Let's also remember:  

Steven figured out how to build and sell a $15 fully-functioning computer.  

While there's significant grumbling about the kernel, and stuff like that, I can't really blame oPi/steven.  They did something very difficult to hit that price point, and should be highly praised for doing so.  
Post time 2015-11-27 18:36:19 | Show all posts
Edited by bronco at 2015-11-27 19:43
faddat replied at 2015-11-27 15:19
I think that OrangePi has been very careful *not* to falsely advertise their goods.  They're just  ...

Do you still believe that if you have in mind that only Xunlong shipped their devices with insane overclocking/overvolting settings and that any other H3 device is marketed as and runs with "up to 1.2 GHz"?

Please compare with:
http://linux-sunxi.org/Xunlong_Orange_Pi_2#Manual_build
http://linux-sunxi.org/Orange_Pi_PC#CPU_clock_speed_limit
http://www.cnx-software.com/cate ... allwinner-h-series/

The H3's CPU performance/clockspeed ratio is rather bad compared even to other Allwinner SoCs.
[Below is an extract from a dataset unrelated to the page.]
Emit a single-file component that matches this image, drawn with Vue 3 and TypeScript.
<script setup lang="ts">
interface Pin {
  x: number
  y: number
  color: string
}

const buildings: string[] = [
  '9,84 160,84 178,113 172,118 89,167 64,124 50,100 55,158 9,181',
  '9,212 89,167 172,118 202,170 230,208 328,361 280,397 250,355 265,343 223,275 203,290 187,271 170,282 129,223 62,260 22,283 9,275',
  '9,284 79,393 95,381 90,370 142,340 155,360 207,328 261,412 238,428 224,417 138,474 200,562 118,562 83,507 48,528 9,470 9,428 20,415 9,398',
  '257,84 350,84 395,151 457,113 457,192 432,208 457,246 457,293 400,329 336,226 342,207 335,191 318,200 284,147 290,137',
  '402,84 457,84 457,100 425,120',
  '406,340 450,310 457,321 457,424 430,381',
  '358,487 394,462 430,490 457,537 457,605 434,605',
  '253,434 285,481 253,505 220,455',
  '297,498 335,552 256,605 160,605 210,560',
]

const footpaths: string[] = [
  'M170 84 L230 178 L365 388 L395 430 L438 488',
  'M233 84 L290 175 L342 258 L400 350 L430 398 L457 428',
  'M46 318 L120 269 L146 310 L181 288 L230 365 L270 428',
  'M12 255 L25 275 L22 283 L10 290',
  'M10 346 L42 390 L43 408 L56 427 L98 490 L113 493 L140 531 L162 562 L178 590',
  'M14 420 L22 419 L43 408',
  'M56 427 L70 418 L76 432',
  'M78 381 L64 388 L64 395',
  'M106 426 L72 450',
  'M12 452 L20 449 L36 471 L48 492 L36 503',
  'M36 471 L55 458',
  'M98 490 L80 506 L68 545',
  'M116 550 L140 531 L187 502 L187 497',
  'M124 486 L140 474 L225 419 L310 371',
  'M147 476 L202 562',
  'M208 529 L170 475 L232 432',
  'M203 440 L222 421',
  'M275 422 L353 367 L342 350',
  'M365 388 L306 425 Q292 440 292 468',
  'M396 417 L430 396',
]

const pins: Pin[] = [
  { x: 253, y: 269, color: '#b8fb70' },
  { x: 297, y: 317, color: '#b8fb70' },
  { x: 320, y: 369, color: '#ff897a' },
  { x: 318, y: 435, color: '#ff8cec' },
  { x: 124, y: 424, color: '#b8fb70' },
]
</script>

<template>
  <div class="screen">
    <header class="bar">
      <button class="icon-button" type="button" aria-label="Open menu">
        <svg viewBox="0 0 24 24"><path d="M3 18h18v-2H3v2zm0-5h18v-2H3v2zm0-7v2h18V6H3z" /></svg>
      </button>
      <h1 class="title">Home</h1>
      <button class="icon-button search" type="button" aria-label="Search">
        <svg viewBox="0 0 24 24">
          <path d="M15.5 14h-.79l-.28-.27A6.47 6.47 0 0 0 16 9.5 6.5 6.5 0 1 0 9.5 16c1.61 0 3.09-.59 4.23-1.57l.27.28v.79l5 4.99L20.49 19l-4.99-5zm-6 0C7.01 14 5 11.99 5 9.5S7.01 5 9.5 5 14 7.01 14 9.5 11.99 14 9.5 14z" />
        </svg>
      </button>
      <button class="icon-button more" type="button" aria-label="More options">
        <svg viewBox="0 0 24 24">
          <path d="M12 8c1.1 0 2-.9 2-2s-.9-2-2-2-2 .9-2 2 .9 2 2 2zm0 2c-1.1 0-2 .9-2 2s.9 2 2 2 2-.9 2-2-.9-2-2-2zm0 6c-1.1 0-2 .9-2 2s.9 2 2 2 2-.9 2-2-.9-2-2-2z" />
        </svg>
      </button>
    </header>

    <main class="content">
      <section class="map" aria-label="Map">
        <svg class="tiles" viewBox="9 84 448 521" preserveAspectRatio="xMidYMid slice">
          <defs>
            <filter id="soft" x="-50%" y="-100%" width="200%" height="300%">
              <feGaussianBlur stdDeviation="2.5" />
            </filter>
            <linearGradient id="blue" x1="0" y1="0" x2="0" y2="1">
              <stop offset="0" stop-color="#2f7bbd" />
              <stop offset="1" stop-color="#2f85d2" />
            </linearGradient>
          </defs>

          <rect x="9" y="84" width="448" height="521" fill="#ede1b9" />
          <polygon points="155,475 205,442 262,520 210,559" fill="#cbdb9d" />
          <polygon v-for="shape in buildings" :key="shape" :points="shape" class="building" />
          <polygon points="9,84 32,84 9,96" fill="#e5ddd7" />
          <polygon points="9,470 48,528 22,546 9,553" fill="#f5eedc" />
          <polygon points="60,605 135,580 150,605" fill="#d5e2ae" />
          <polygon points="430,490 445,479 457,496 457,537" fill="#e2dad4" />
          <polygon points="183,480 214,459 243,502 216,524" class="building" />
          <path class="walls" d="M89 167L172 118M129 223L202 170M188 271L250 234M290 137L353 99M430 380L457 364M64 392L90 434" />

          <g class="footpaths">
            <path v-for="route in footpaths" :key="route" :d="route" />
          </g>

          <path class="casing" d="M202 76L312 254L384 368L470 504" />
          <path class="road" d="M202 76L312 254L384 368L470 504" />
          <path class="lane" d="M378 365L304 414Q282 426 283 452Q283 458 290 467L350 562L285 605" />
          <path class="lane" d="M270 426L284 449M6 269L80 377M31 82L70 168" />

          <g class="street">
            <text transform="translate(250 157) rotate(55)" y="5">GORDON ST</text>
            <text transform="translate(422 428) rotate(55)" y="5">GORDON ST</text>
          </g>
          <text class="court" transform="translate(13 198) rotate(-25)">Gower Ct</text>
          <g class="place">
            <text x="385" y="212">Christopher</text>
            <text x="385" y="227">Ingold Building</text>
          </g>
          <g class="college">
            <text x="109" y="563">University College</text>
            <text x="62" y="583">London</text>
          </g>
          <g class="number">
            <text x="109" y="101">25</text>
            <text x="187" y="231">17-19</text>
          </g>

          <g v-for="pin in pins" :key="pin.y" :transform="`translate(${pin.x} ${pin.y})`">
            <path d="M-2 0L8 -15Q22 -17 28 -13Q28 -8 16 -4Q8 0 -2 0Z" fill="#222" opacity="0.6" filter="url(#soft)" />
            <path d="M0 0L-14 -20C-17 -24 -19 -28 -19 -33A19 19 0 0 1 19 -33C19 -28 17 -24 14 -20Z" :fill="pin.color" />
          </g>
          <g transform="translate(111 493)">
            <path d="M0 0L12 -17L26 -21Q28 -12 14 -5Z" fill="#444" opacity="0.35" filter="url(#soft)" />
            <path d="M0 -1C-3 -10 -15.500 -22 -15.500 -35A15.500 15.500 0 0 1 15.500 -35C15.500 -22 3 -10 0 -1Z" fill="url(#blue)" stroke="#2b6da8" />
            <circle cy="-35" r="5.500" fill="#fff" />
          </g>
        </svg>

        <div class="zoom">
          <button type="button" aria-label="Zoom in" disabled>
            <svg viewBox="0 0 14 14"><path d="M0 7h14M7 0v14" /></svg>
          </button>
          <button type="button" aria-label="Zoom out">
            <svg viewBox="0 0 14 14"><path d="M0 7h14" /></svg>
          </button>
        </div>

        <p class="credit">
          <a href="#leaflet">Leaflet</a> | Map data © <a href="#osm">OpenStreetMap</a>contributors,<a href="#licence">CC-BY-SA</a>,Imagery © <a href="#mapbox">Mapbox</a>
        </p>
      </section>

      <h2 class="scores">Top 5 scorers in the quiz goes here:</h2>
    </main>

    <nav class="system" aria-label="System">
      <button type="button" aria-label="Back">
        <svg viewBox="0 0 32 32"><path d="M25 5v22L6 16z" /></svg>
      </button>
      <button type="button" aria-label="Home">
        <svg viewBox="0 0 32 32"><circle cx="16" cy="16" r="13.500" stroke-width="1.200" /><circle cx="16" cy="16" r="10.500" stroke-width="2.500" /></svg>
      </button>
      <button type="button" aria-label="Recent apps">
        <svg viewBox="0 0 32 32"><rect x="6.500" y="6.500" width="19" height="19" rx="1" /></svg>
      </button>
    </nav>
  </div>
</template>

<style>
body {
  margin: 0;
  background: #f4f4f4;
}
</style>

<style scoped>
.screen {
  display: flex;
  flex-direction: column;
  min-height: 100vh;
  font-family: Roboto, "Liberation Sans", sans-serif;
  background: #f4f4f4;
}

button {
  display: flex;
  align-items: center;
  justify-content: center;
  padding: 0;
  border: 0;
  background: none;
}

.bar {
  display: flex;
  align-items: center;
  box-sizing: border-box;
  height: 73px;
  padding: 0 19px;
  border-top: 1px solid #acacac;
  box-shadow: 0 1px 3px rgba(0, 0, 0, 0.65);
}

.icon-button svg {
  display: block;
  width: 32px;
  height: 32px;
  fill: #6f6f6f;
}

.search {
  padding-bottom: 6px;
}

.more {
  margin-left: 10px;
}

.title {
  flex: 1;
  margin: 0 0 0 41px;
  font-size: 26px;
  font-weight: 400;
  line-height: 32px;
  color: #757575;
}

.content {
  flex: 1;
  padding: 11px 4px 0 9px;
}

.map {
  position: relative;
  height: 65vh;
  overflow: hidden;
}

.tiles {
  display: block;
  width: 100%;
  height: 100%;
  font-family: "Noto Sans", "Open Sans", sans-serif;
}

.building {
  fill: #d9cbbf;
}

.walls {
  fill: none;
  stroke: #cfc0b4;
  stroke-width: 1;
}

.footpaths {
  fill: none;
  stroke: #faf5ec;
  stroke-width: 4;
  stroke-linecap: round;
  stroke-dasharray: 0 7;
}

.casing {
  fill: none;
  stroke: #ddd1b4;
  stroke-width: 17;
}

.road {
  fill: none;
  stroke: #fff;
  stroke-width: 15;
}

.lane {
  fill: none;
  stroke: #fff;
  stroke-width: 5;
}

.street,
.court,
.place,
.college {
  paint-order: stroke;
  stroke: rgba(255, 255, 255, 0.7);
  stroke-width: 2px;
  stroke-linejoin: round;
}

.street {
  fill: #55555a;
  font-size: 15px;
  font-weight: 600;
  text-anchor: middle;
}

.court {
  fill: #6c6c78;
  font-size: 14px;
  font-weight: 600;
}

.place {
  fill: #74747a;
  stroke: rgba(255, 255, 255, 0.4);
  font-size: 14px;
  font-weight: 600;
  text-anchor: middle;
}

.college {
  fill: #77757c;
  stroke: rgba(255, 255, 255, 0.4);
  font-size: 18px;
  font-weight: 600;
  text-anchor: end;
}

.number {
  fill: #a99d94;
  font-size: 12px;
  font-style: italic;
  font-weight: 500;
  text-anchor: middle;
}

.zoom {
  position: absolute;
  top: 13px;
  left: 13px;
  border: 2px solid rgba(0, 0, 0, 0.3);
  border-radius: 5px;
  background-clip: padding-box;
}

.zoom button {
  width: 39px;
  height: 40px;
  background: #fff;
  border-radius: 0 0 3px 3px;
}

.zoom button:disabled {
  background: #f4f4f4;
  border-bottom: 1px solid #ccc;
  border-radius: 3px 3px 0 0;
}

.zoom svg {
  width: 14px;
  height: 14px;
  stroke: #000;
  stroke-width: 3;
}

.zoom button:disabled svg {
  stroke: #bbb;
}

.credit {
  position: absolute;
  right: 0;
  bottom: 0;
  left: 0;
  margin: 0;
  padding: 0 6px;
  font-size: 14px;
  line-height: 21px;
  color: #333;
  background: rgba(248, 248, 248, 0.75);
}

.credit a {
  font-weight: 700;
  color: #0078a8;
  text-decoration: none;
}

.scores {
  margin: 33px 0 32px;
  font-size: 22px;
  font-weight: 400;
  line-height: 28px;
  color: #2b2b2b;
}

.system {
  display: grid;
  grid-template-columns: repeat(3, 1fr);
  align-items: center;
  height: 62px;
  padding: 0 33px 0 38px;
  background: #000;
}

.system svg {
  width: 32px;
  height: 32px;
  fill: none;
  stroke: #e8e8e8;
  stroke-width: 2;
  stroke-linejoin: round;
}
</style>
So maybe they thought that would be the only way that this slow SoC can shine: By overclocking it from the very beginning leading to all sorts of thermal and stability troubles the forum here is full of.

Regarding the price tag. The H3 is a perfect SoC to build cheap systems (without that much other 'active' components on the PCB). Needs no PMU/PMIC, no external Ethernet PHY due to the integrated (100 Mb/s only) and also contains 4 (!) USB-PHYs already. And please remember that this approach (combining a SoC with just some passive components around) is also possible for 1/3 of the price (the hardware of the RPi Zero and OPi PC aren't comparable at all, it's about the design principle to use everything the SoC already provides and to not rely on additional 'expensive' components on the PCB: something that started just with the Orange Pi PC here).